Katzin concedes that Kilmer allows for the deduction of certain post- production costs from the royalty paid to lessors under the PGMRA. In an attempt to distinguish Kilmer from the instant appeal, Katzin argues that the lease at issue is vague regarding what costs may be deducted from the royalty paid by Central Appalachia and is therefore not compliant with the PGMRA. While this argument is certainly creative, we hold that it is not meritorious.

In essence, Katzin contends that Central Appalachia might pay less than the royalty guaranteed under the PGMRA as the lease is vague regarding allowable deductions. However, Pennsylvania courts have long held that

[i]n the absence of an express provision, the law will imply an agreement by the parties to a contract to do and perform those things that according to reason and justice they should do in order to carry out the purpose for which the contract was made and to refrain from doing anything that would destroy or injure the other party's right to receive the fruits of the contract. Accordingly, a promise to do an act necessary to carry out the contract must be implied.

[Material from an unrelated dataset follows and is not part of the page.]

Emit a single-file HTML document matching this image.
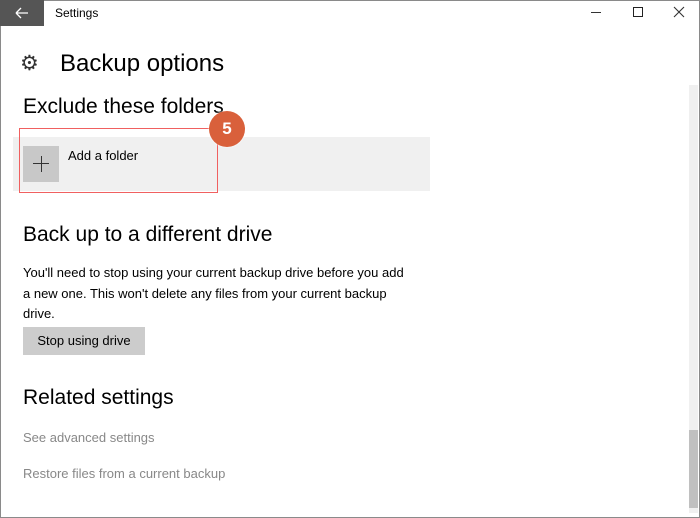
<!DOCTYPE html>
<html><head><style>
body{margin:0;width:700px;height:518px;overflow:hidden;background:#fff;font-family:"Liberation Sans",sans-serif;position:relative;color:#000}
.a{position:absolute;white-space:nowrap}
</style></head><body>
<div class="a" style="left:0;top:0;width:698px;height:516px;border:1px solid #8a8a8a"></div>
<div class="a" style="left:0;top:0;width:44px;height:26px;background:#555"></div>
<svg class="a" style="left:14px;top:6px" width="16" height="14"><path d="M2 7H14M2 7L7 2M2 7L7 12" stroke="#fff" stroke-width="1.3" fill="none"/></svg>
<div class="a" style="left:55px;top:6px;font-size:12px">Settings</div>
<div class="a" style="left:591px;top:12px;width:10px;height:1px;background:#333"></div>
<div class="a" style="left:633px;top:7px;width:8px;height:8px;border:1px solid #222"></div>
<svg class="a" style="left:673px;top:6px" width="12" height="12"><path d="M1 1L11 11M11 1L1 11" stroke="#333" stroke-width="1.1"/></svg>
<div class="a" style="left:689px;top:85px;width:9px;height:428px;background:#f0f0f0"></div>
<div class="a" style="left:689px;top:430px;width:9px;height:78px;background:#c0c0c0"></div>
<div class="a" style="left:20px;top:51px;font-size:21px;color:#333">⚙</div>
<div class="a" style="left:60px;top:50px;font-size:24px">Backup options</div>
<div class="a" style="left:23px;top:95px;font-size:21px">Exclude these folders</div>
<div class="a" style="left:13px;top:137px;width:417px;height:54px;background:#f0f0f0"></div>
<div class="a" style="left:23px;top:146px;width:36px;height:36px;background:#c8c8c8"></div>
<div class="a" style="left:33px;top:163px;width:16px;height:1px;background:#333"></div>
<div class="a" style="left:41px;top:156px;width:1px;height:16px;background:#333"></div>
<div class="a" style="left:68px;top:148px;font-size:13px">Add a folder</div>
<div class="a" style="left:19px;top:128px;width:197px;height:63px;border:1.5px solid #f06060"></div>
<div class="a" style="left:209px;top:111px;width:36px;height:36px;border-radius:50%;background:#d9603b;color:#fff;font-weight:bold;font-size:17px;text-align:center;line-height:36px;box-shadow:0 0 2px #fff">5</div>
<div class="a" style="left:23px;top:223px;font-size:21px">Back up to a different drive</div>
<div class="a" style="left:23px;top:263px;font-size:13px;line-height:20.5px">You'll need to stop using your current backup drive before you add<br>a new one. This won't delete any files from your current backup<br>drive.</div>
<div class="a" style="left:23px;top:327px;width:122px;height:28px;background:#ccc;font-size:13px;line-height:28px;text-align:center">Stop using drive</div>
<div class="a" style="left:23px;top:386px;font-size:21px">Related settings</div>
<div class="a" style="left:23px;top:430px;font-size:13px;color:#888">See advanced settings</div>
<div class="a" style="left:23px;top:466px;font-size:13px;color:#888">Restore files from a current backup</div>
</body></html>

Daniel B. Van Campen Corp. v. Building and Const. Trades Council of Philadelphia and Vicinity, 195 A.2d 134, 136-137 (Pa. Super. 1963). The lease between Katzin and Central Appalachia Petroleum clearly indicates that the parties intended to comply with the mandates of the PGMRA, since it provides for a one-eighth royalty to Katzin. In construing the lease, we must therefore imply a promise by Central Appalachia, and therefore its assignees such as Chesapeake Appalachia, LLC, to comply with the mandates of the PGMRA.

It may very well be that Chesapeake Appalachia, LLC's payments under the lease do not satisfy the requirements of the PGMRA. But that is a matter for a breach of contract action based upon a breach of this implied promise. We therefore affirm the order granting judgment on the pleadings to Central Appalachia Petroleum and Chesapeake Appalachia, LLC.

Order affirmed. Jurisdiction relinquished.